The first need is for attachment.
And attachment is contact, connection, love.
Without that, the human child does not survive.
Even an avian child doesn’t survive.
The baby bird has to have an attachment to the parents.
The parents have to be attached to the baby.
Otherwise the infant simply does not survive.
Mammalians even more so and most so the human because we are the least developed, the least mature, with the least developed brains, and the most dependent for the longest period of time of any creature.
So our attachment needs are enormous.
And they remain important through our lifetime because we have to have attachments to form societies, social groups, without which we don’t survive.
So attachment is a huge need – to be able to connect, belong,
be loved by and loved.
That’s just a basic human need.
But we have another need as well which is for authenticity.
Authenticity is the capacity to know what you feel, to be in touch with our bodies, and to be able to express who we are and manifest who we are in our activities and in our relationships.
Now why is that?
Well, think of a human being in evolutionary period who is not in touch with their body and their gut feelings.

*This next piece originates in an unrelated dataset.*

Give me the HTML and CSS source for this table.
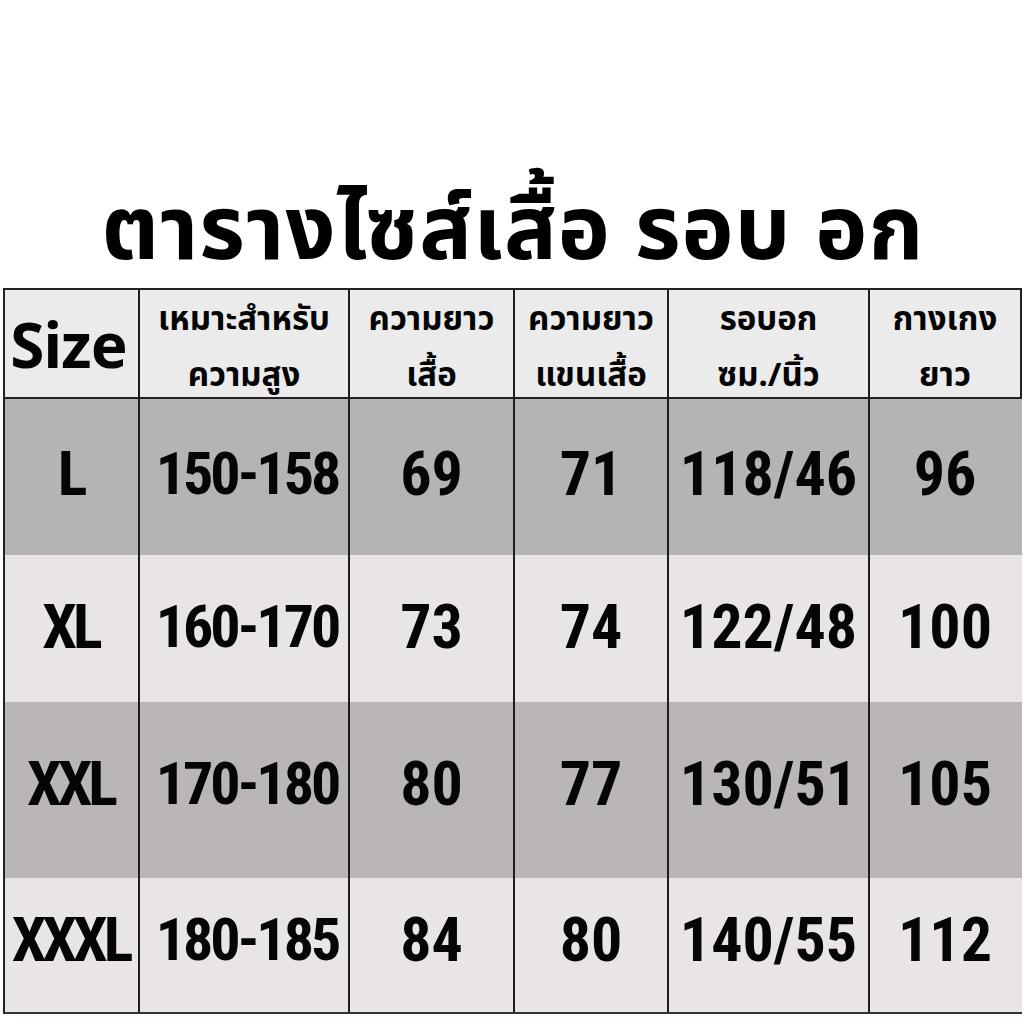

How long do they survive out there in the wild?
So authenticity is another huge survival need.
But what happens to a child where the attachment need is not compatible with the need for authenticity?
In other words, if I am authentic, my parents will reject me.
If I feel what I feel and express what I feel and insist on my own truth, my parents can’t handle it.
And parents convey those messages unconsciously all the time.
Not because they mean to, not because they don’t love the child, but because they themselves are suppressed, or traumatized, or hurt, or stressed.
Now what does a child do with that?
Well, if I give up my attachment for the sake of authenticity,
Close my relationships upon which my life depends.
Therefore, there is no question.
What becomes suppressed is our authenticity, our emotions.
And then, we become 35, 40, and we don’t know who we are.
Somebody asks us, “what do you feel?” And you say, “I have no idea.”
And how many times have we all had the experience of having an inkling of a strong gut feeling, and ignoring it.
We ignore it and we get into trouble.
Well that tells us what happened.
What happened was that at some point we found out that it was too costly for our attachment relationships to be in touch with our gut feelings.
So, then it becomes not our first nature but our second nature to lose touch with ourselves and to suppress our gut feelings.
And then we pay the cost later on in the form of addiction, mental illness, or any range of physical illnesses.
But it all began with this tragic conflict that children should never be confronted with but are all the time between authenticity on the one hand and attachment on the other.